**Input for this task:**
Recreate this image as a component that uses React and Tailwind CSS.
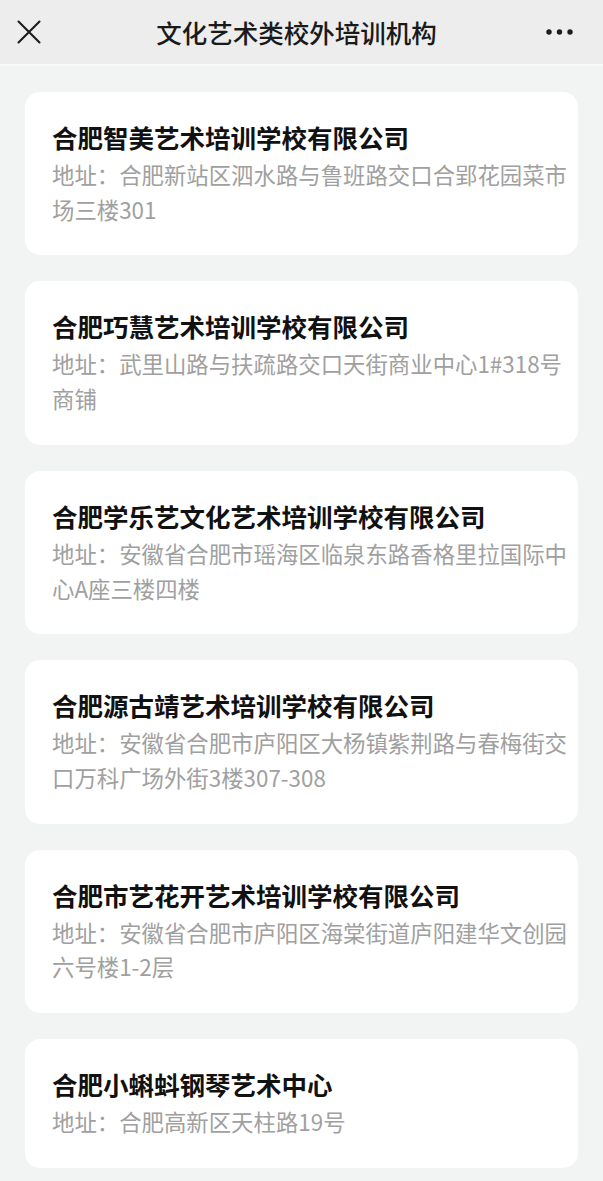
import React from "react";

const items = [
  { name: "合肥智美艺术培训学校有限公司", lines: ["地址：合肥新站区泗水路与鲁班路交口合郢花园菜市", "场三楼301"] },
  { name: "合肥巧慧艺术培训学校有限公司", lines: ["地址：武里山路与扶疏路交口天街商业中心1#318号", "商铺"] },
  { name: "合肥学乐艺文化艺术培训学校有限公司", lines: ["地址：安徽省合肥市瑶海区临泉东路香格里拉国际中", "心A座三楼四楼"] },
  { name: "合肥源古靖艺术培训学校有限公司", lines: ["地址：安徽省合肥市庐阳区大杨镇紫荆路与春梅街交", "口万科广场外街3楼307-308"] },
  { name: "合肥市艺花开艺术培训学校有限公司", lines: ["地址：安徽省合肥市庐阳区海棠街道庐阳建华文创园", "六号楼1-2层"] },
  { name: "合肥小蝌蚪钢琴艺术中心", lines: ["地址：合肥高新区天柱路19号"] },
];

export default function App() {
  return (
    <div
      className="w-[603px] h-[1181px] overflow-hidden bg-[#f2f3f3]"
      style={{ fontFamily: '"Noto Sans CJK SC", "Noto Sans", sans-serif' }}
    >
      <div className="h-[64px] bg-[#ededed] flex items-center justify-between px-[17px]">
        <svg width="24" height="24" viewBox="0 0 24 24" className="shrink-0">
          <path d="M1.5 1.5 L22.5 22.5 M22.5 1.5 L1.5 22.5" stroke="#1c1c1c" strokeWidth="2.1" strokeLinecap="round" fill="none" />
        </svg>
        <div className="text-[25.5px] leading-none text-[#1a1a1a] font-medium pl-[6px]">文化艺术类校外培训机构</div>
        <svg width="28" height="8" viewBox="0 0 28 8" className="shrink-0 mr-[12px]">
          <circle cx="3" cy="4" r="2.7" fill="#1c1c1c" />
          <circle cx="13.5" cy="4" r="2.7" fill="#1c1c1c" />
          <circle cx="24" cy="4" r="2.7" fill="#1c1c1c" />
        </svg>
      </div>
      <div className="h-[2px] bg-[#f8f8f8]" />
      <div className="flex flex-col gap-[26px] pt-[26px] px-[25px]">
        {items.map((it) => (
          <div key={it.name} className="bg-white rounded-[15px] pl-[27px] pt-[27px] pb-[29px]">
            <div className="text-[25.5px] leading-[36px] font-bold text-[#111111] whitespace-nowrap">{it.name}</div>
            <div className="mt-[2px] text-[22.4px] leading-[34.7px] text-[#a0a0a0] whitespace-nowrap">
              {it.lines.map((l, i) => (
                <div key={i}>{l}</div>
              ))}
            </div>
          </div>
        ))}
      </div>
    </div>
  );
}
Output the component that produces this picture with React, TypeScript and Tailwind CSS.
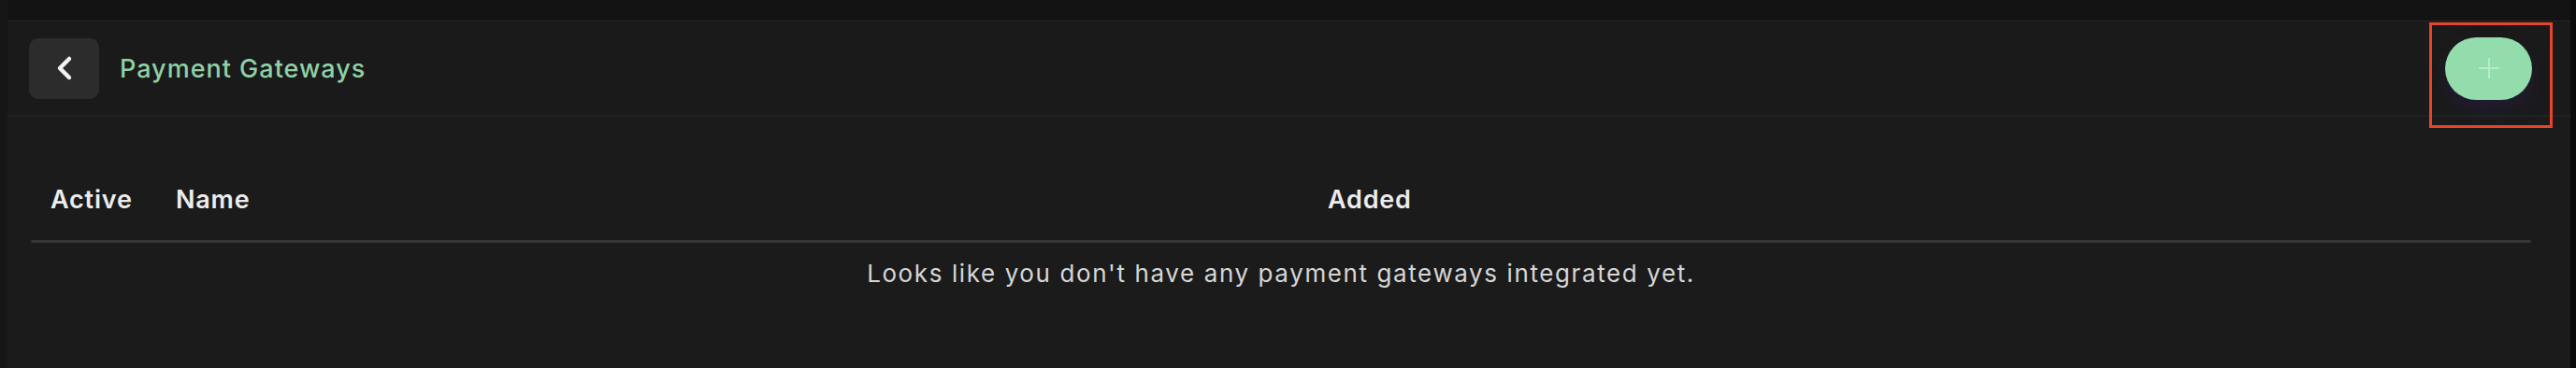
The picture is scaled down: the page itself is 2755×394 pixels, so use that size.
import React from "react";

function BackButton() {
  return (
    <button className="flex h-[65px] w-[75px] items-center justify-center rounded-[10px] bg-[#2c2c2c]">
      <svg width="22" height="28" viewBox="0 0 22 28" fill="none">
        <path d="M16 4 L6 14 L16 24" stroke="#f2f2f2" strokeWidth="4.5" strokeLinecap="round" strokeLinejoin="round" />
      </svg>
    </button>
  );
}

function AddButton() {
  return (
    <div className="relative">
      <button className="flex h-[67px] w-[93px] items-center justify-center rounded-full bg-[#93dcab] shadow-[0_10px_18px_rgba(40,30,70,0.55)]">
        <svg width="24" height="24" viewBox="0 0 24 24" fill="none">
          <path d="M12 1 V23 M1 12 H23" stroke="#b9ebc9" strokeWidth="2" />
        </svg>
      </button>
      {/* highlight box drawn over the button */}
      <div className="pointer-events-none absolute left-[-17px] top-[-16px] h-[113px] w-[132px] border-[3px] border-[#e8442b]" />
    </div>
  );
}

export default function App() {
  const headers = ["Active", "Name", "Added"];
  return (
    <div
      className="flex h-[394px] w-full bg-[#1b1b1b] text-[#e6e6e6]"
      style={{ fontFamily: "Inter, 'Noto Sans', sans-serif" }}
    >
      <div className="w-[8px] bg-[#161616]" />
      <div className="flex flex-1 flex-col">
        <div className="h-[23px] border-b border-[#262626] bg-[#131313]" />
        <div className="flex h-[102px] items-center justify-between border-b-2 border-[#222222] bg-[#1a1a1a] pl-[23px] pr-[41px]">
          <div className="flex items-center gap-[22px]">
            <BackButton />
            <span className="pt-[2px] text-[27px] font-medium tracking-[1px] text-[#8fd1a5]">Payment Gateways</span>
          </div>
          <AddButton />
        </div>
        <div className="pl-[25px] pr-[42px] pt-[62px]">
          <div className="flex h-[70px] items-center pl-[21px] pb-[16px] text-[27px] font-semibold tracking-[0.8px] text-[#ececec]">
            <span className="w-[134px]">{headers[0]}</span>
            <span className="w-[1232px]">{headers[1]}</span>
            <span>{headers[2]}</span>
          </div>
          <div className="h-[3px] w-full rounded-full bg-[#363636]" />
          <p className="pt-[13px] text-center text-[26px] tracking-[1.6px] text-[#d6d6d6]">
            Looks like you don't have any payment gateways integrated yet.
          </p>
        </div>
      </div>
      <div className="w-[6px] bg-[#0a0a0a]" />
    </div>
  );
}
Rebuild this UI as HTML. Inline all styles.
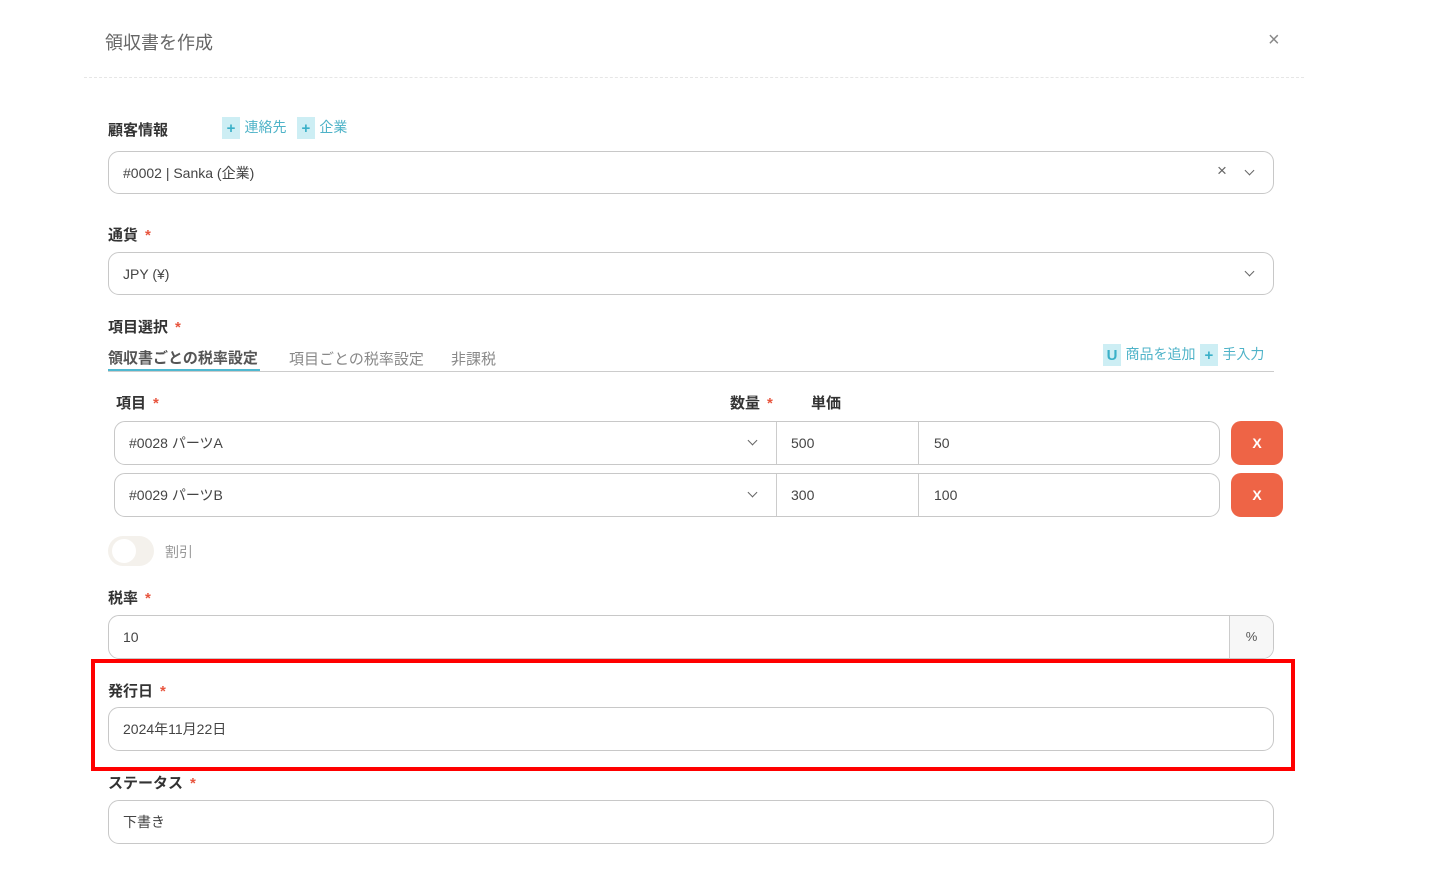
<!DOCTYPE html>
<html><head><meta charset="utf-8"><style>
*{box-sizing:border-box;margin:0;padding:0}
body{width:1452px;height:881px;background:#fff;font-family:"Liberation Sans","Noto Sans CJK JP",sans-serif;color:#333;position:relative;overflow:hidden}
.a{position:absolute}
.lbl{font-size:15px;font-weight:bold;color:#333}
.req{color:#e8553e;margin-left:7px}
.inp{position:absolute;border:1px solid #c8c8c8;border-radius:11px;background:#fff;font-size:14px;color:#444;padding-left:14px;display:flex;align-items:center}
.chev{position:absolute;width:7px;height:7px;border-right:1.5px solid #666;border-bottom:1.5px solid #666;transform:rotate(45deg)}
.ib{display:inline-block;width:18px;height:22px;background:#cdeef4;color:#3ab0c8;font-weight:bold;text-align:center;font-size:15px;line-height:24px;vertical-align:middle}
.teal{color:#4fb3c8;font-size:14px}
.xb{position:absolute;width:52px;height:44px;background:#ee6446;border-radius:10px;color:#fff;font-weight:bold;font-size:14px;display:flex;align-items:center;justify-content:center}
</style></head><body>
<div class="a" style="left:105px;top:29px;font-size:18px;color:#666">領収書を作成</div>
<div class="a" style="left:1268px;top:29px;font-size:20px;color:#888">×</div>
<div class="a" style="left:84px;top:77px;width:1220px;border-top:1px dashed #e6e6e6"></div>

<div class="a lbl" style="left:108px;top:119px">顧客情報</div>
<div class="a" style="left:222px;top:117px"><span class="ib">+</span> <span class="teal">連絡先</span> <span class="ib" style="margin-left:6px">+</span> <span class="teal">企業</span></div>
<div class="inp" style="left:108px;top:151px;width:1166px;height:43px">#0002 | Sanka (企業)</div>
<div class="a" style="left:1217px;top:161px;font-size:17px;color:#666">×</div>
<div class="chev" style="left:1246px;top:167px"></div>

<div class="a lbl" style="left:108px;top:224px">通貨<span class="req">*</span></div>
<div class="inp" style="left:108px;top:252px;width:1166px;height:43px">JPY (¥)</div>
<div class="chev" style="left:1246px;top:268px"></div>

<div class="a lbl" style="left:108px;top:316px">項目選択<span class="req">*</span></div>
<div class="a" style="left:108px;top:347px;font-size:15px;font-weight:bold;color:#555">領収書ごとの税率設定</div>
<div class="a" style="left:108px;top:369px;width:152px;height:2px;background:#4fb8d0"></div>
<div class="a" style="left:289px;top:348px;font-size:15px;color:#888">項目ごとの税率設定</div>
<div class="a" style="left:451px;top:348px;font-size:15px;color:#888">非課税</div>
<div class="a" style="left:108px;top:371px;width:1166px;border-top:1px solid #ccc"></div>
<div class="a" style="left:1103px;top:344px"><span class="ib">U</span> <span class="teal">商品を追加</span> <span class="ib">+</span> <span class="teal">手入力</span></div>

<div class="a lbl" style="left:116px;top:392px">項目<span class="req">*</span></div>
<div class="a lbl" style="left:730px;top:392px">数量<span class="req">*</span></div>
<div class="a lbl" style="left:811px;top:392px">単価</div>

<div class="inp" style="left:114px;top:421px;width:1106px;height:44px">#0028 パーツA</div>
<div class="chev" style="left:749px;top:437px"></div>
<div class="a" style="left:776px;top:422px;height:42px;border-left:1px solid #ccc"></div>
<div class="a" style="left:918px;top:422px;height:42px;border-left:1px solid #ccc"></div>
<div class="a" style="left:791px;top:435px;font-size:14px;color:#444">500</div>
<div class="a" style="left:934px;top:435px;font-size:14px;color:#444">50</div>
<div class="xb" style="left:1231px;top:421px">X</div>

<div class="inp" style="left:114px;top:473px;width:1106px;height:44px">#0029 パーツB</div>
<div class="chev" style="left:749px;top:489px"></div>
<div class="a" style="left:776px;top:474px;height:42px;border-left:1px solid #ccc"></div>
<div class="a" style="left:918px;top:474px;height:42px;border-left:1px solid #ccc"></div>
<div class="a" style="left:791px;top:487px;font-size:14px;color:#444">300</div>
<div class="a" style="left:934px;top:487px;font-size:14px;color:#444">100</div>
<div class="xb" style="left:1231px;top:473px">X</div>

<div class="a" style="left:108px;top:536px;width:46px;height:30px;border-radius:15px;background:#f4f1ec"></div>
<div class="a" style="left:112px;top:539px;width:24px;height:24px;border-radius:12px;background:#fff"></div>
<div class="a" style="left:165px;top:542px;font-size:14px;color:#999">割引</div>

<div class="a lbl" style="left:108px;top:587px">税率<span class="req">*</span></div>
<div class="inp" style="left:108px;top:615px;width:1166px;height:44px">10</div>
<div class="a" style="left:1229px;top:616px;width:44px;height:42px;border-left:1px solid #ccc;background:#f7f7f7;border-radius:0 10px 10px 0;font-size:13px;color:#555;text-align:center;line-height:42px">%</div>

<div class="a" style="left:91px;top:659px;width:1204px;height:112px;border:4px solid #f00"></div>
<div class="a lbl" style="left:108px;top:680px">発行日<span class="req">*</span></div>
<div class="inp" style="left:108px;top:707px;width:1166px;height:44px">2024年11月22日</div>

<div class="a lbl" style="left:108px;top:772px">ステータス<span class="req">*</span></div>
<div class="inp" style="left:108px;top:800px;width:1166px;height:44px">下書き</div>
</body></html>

**Exercise:**
Which lines hold the string "component"? Copy all of them from the data above.

**Completed task:**
Recreate this image as a component that uses React and Tailwind CSS.
Output the component that produces this picture with React, TypeScript and Tailwind CSS.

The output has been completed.